Vielleicht hat sich der US-Präsident an einen Meinungsbeitrag von Joseph "Joe" Donnelly im "Indianapolis Star" erinnert, als er seine Wahl für den früheren Senator als neuen US-Botschafter am Heiligen Stuhl traf. Der praktizierende Katholik hatte mitten im Wahlkampf 2020 eine Lanze für Joe Biden gebrochen, dessen Glauben nicht nur Donald Trump, sondern auch einige US-Bischöfe regelmäßig in Zweifel zogen.
Biden und die Kommunion
Biden "lebe seinen Glauben jeden Tag" und arbeite daran, Amerika wieder zu einem "moralischen Kompass" für die Welt zu machen, verteidigte Donnelly seinen Freund gegen Angriffe wegen dessen Haltung in der Abtreibungsfrage.
Rechte Katholiken hatten gefordert, Biden die Kommunion zu verweigern, weil er hinter dem Grundsatzurteil "Roe gegen Wade" von 1973 steht, das Schwangerschaftsabbrüche zur Privatsache erklärt und in den meisten Bundesstaaten nahezu uneingeschränkt ermöglicht.
Dass Donnelly dies als Pro-Life-Demokrat tat, hat Biden ihm nicht vergessen.

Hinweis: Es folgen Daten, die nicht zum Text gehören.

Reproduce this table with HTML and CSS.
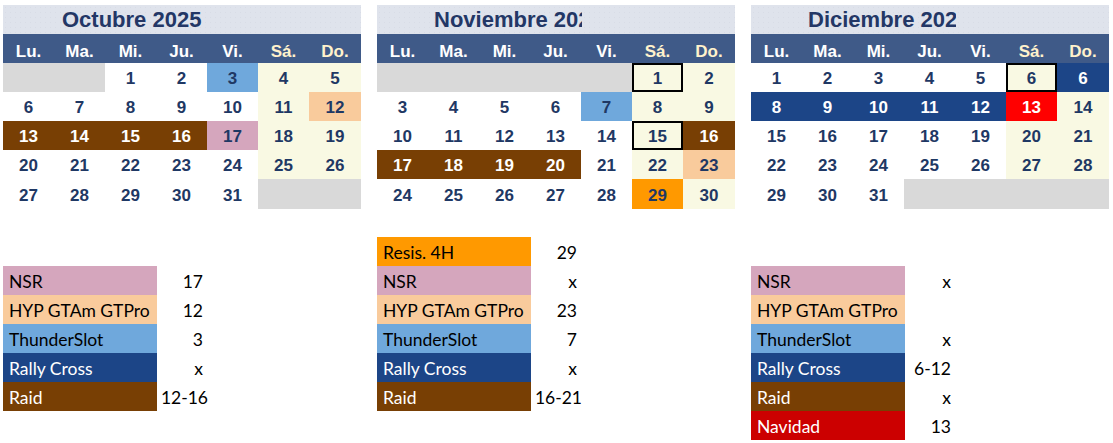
FILE: index.html
```html
<!DOCTYPE html>
<html lang="es">
<head>
<meta charset="utf-8">
<title>Calendario</title>
<link rel="stylesheet" href="styles.css">
</head>
<body>
<div class="page">
  <div class="months">
    <section class="month">
      <div class="title"><span class="title-text oct">Octubre 2025</span></div>
      <div class="dow"><span>Lu.</span><span>Ma.</span><span>Mi.</span><span>Ju.</span><span>Vi.</span><span class="wk">Sá.</span><span class="wk">Do.</span></div>
      <div class="days">
        <span class="c em"></span><span class="c em"></span><span class="c">1</span><span class="c">2</span><span class="c blue">3</span><span class="c we">4</span><span class="c we">5</span>
        <span class="c">6</span><span class="c">7</span><span class="c">8</span><span class="c">9</span><span class="c">10</span><span class="c we">11</span><span class="c peach">12</span>
        <span class="c brown">13</span><span class="c brown">14</span><span class="c brown">15</span><span class="c brown">16</span><span class="c pink">17</span><span class="c we">18</span><span class="c we">19</span>
        <span class="c">20</span><span class="c">21</span><span class="c">22</span><span class="c">23</span><span class="c">24</span><span class="c we">25</span><span class="c we">26</span>
        <span class="c">27</span><span class="c">28</span><span class="c">29</span><span class="c">30</span><span class="c">31</span><span class="c em"></span><span class="c em"></span>
      </div>
    </section>
    <section class="month">
      <div class="title"><span class="title-text">Noviembre 2025</span></div>
      <div class="dow"><span>Lu.</span><span>Ma.</span><span>Mi.</span><span>Ju.</span><span>Vi.</span><span class="wk">Sá.</span><span class="wk">Do.</span></div>
      <div class="days">
        <span class="c em"></span><span class="c em"></span><span class="c em"></span><span class="c em"></span><span class="c em"></span><span class="c we box">1</span><span class="c we">2</span>
        <span class="c">3</span><span class="c">4</span><span class="c">5</span><span class="c">6</span><span class="c blue">7</span><span class="c we">8</span><span class="c we">9</span>
        <span class="c">10</span><span class="c">11</span><span class="c">12</span><span class="c">13</span><span class="c">14</span><span class="c we box">15</span><span class="c brown">16</span>
        <span class="c brown">17</span><span class="c brown">18</span><span class="c brown">19</span><span class="c brown">20</span><span class="c">21</span><span class="c we">22</span><span class="c peach">23</span>
        <span class="c">24</span><span class="c">25</span><span class="c">26</span><span class="c">27</span><span class="c">28</span><span class="c orange">29</span><span class="c we">30</span>
      </div>
    </section>
    <section class="month">
      <div class="title"><span class="title-text">Diciembre 2025</span></div>
      <div class="dow"><span>Lu.</span><span>Ma.</span><span>Mi.</span><span>Ju.</span><span>Vi.</span><span class="wk">Sá.</span><span class="wk">Do.</span></div>
      <div class="days">
        <span class="c">1</span><span class="c">2</span><span class="c">3</span><span class="c">4</span><span class="c">5</span><span class="c we box">6</span><span class="c navy">6</span>
        <span class="c navy">8</span><span class="c navy">9</span><span class="c navy">10</span><span class="c navy">11</span><span class="c navy">12</span><span class="c red">13</span><span class="c we">14</span>
        <span class="c">15</span><span class="c">16</span><span class="c">17</span><span class="c">18</span><span class="c">19</span><span class="c we">20</span><span class="c we">21</span>
        <span class="c">22</span><span class="c">23</span><span class="c">24</span><span class="c">25</span><span class="c">26</span><span class="c we">27</span><span class="c we">28</span>
        <span class="c">29</span><span class="c">30</span><span class="c">31</span><span class="c em"></span><span class="c em"></span><span class="c em"></span><span class="c em"></span>
      </div>
    </section>
  </div>
  <div class="legends">
    <div class="legend offset">
      <div class="lrow"><span class="lab l-nsr">NSR</span><span class="val">17</span></div>
      <div class="lrow"><span class="lab l-hyp">HYP GTAm GTPro</span><span class="val">12</span></div>
      <div class="lrow"><span class="lab l-thu">ThunderSlot</span><span class="val">3</span></div>
      <div class="lrow"><span class="lab l-ral">Rally Cross</span><span class="val">x</span></div>
      <div class="lrow"><span class="lab l-rai">Raid</span><span class="val range">12-16</span></div>
    </div>
    <div class="legend">
      <div class="lrow"><span class="lab l-res">Resis. 4H</span><span class="val">29</span></div>
      <div class="lrow"><span class="lab l-nsr">NSR</span><span class="val">x</span></div>
      <div class="lrow"><span class="lab l-hyp">HYP GTAm GTPro</span><span class="val">23</span></div>
      <div class="lrow"><span class="lab l-thu">ThunderSlot</span><span class="val">7</span></div>
      <div class="lrow"><span class="lab l-ral">Rally Cross</span><span class="val">x</span></div>
      <div class="lrow"><span class="lab l-rai">Raid</span><span class="val range">16-21</span></div>
    </div>
    <div class="legend offset">
      <div class="lrow"><span class="lab l-nsr">NSR</span><span class="val">x</span></div>
      <div class="lrow"><span class="lab l-hyp">HYP GTAm GTPro</span><span class="val"></span></div>
      <div class="lrow"><span class="lab l-thu">ThunderSlot</span><span class="val">x</span></div>
      <div class="lrow"><span class="lab l-ral">Rally Cross</span><span class="val">6-12</span></div>
      <div class="lrow"><span class="lab l-rai">Raid</span><span class="val">x</span></div>
      <div class="lrow"><span class="lab l-nav">Navidad</span><span class="val">13</span></div>
    </div>
  </div>
</div>
</body>
</html>
```
FILE: styles.css
```css
* { box-sizing: border-box; }
body {
  margin: 0;
  background: #ffffff;
  font-family: "Liberation Sans", Arial, sans-serif;
}
.page {
  padding: 5px 0 0 3px;
}
.months, .legends {
  display: flex;
  gap: 16px;
}
.month {
  width: 358px;
}
.title {
  height: 29px;
  background-color: #dfe3ec;
  background-image: radial-gradient(circle, #d8dce6 0.5px, transparent 0.7px);
  background-size: 5px 5px;
}
.title-text {
  display: block;
  width: 205px;
  height: 29px;
  overflow: hidden;
  white-space: nowrap;
  padding-left: 57px;
  font-weight: bold;
  font-size: 22px;
  line-height: 29px;
  color: #233766;
}
.title-text.oct { padding-left: 59px; }
.dow {
  display: grid;
  grid-template-columns: 51px 51px 51px 51px 51px 51px 52px;
  height: 29px;
  background: #3f5a88;
}
.dow span {
  display: flex;
  align-items: flex-end;
  justify-content: center;
  padding-bottom: 1px;
  font-weight: bold;
  font-size: 17px;
  color: #ffffff;
}
.dow span.wk { color: #fff2cc; }
.days {
  display: grid;
  grid-template-columns: 51px 51px 51px 51px 51px 51px 52px;
  grid-template-rows: 29px 29px 29px 29px 30px;
}
.c {
  display: flex;
  align-items: center;
  justify-content: center;
  padding-top: 3px;
  font-weight: bold;
  font-size: 17px;
  color: #1f3864;
}
.we { background: #f9f9e3; }
.em { background: #d9d9d9; }
.blue { background: #6fa8dc; }
.peach { background: #f9cb9c; }
.pink { background: #d5a6bd; }
.brown { background: #783f04; color: #ffffff; }
.orange { background: #ff9900; }
.navy { background: #1c4587; color: #ffffff; }
.red { background: #ff0000; color: #ffffff; }
.box { box-shadow: inset 0 0 0 2px #000000; }

.legends {
  margin-top: 28px;
}
.legend {
  width: 358px;
  display: flex;
  flex-direction: column;
}
.legend.offset { padding-top: 29px; }
.lrow {
  display: flex;
  height: 29px;
  font-family: Lato, "Liberation Sans", sans-serif;
  font-size: 17.5px;
}
.lab {
  width: 154px;
  padding-left: 6px;
  display: flex;
  align-items: flex-end;
  padding-bottom: 3px;
  color: #000000;
  white-space: nowrap;
}
.val {
  width: 51px;
  padding-right: 5px;
  display: flex;
  align-items: flex-end;
  justify-content: flex-end;
  padding-bottom: 3px;
  color: #000000;
  white-space: nowrap;
}
.val.range { padding-right: 0; }
.l-nsr { background: #d5a6bd; }
.l-hyp { background: #f9cb9c; }
.l-thu { background: #6fa8dc; }
.l-ral { background: #1c4587; color: #ffffff; }
.l-rai { background: #783f04; color: #ffffff; }
.l-nav { background: #cc0000; color: #ffffff; }
.l-res { background: #ff9900; }
```
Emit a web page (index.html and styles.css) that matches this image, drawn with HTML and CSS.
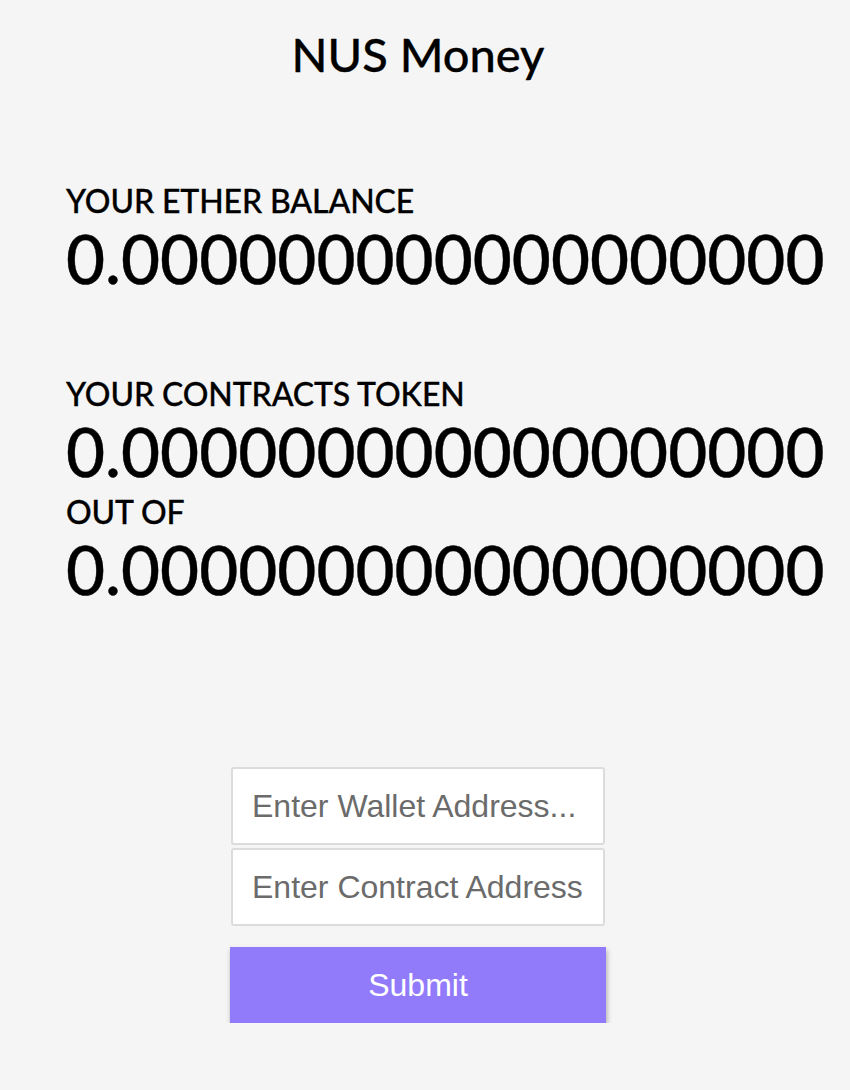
FILE: index.html
```html
<!DOCTYPE html>
<html lang="en">
<head>
<meta charset="utf-8">
<title>NUS Money</title>
<link rel="stylesheet" href="styles.css">
</head>
<body>
<div class="page">
  <h1 class="title">NUS Money</h1>
  <section class="block ether">
    <div class="label">YOUR ETHER BALANCE</div>
    <div class="amount">0.000000000000000000</div>
  </section>
  <section class="block token">
    <div class="label">YOUR CONTRACTS TOKEN</div>
    <div class="amount">0.000000000000000000</div>
    <div class="label label-out">OUT OF</div>
    <div class="amount">0.000000000000000000</div>
  </section>
  <form class="form">
    <input class="field" type="text" placeholder="Enter Wallet Address...">
    <input class="field" type="text" placeholder="Enter Contract Address">
    <button class="submit" type="button">Submit</button>
  </form>
</div>
</body>
</html>
```

FILE: styles.css
```css
html, body {
  margin: 0;
  padding: 0;
  background: #f5f5f5;
}

body {
  font-family: Lato, "Open Sans", sans-serif;
  color: #000;
}

.page {
  width: 836px;
}

.title {
  margin: 26px 0 0;
  font-size: 47px;
  font-weight: 500;
  line-height: 1.2;
  text-align: center;
  -webkit-text-stroke: 0.3px #000;
}

.block {
  padding-left: 66px;
  white-space: nowrap;
}

.ether {
  margin-top: 101px;
}

.token {
  margin-top: 77px;
}

.label {
  font-size: 32px;
  font-weight: 500;
  line-height: 35px;
  letter-spacing: -0.1px;
  -webkit-text-stroke: 0.3px #000;
}

.label-out {
  margin-top: 2px;
}

.amount {
  font-size: 67.4px;
  font-weight: 500;
  line-height: 1.2;
  -webkit-text-stroke: 0.4px #000;
}

.form {
  margin-top: 157px;
  display: flex;
  flex-direction: column;
  align-items: center;
}

.field {
  box-sizing: border-box;
  width: 374px;
  height: 78px;
  margin: 0 0 3px;
  padding: 0 19px;
  border: 2px solid #dcdcdc;
  border-radius: 3px;
  background: #fff;
  font-family: "Liberation Sans", Arial, sans-serif;
  font-size: 32px;
  color: #333;
  outline: none;
}

.field::placeholder {
  color: #6b6b6b;
  opacity: 1;
}

.submit {
  box-sizing: border-box;
  width: 376px;
  height: 76px;
  margin-top: 18px;
  border: none;
  background: #917bfb;
  color: #fff;
  font-family: "Liberation Sans", Arial, sans-serif;
  font-size: 32px;
  box-shadow: 1px 3px 5px rgba(0, 0, 0, 0.3);
  cursor: pointer;
}
```
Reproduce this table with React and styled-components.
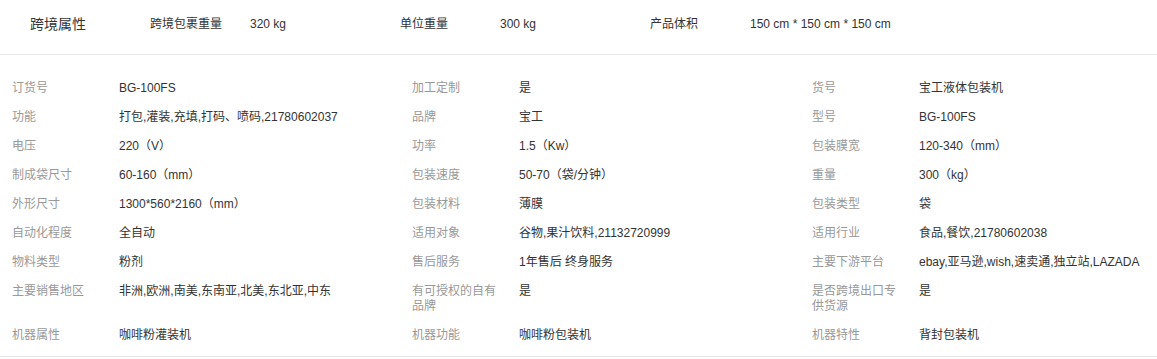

Zumal der ehemalige Senator aus dem Bundesstaat Indiana in seiner eigenen Partei zu einer Minderheit gehört. Seine Berufung für den Botschafterposten im Vatikan verstehen die "Demokraten für das Leben" als "eine wohlverdiente Ehre".
Donnellys katholischer Glaube
Er sei eine "ideale Wahl, die Vereinigten Staaten im Vatikan zu vertreten", kommentiert auch der Präsident der katholischen Universität Notre Dame, John Jenkins, die Entscheidung. Donnelly erwarb an der renommierten Hochschule zuerst seinen Bachelor, anschließend promovierte er an der hoch geachteten Law School und gehörte danach dem Lehrkörper an.
Er bringe ein "tiefes Verständnis" für die Probleme der Nation und der Welt mit, sagte Jenkins. Dabei werde er von "einem echten katholischen Glauben" geleitet, "welche Rolle die Kirche in unserer Welt spielen kann", so der Uni-Präsident.
Erfahrener Jurist
Sollte der Senat Donnelly bestätigen, wäre er der dritte "Notre Dame"-Professor, den Biden in sein Team berufen hat. Der 66-Jährige selbst soll dabei tatkräftig mitgeholfen haben, berichten US-Medien. Der zweifache Familienvater habe sich gleich für mehrere Botschafterposten gegenüber Parteifreunden ins Spiel gebracht.
Donnellys beruflicher Werdegang weist ihn als erfahrenen Juristen und Politiker aus. Von 2013 bis 2019 war er Senator von Indiana. Außenpolitische Erfahrung sammelte er im Streitkräfte-Ausschuss des Senats. Zuvor vertrat er einen Wahlbezirk seines Heimatstaates im Repräsentantenhaus.
Seit er mit einer Wiederwahl in den Kongress scheiterte, ist der Katholik irischer Abstammung Partner der international renommierten Anwaltskanzlei "Akin Gump Strauss Hauer & Feld LLP" in Washington, mit exzellenten Kontakten zum Capitol Hill.
Republikanische Tendenzen
Was ihn für den besonderen Posten im Vatikan prädestiniert, ist seine Rolle im zurückliegenden Präsidentschaftswahlkampf. Damals fungierte Donnelly als Sprecher der demokratischen Wahlkampagnen-Mannschaft "Katholiken für Biden" (Catholics for Biden).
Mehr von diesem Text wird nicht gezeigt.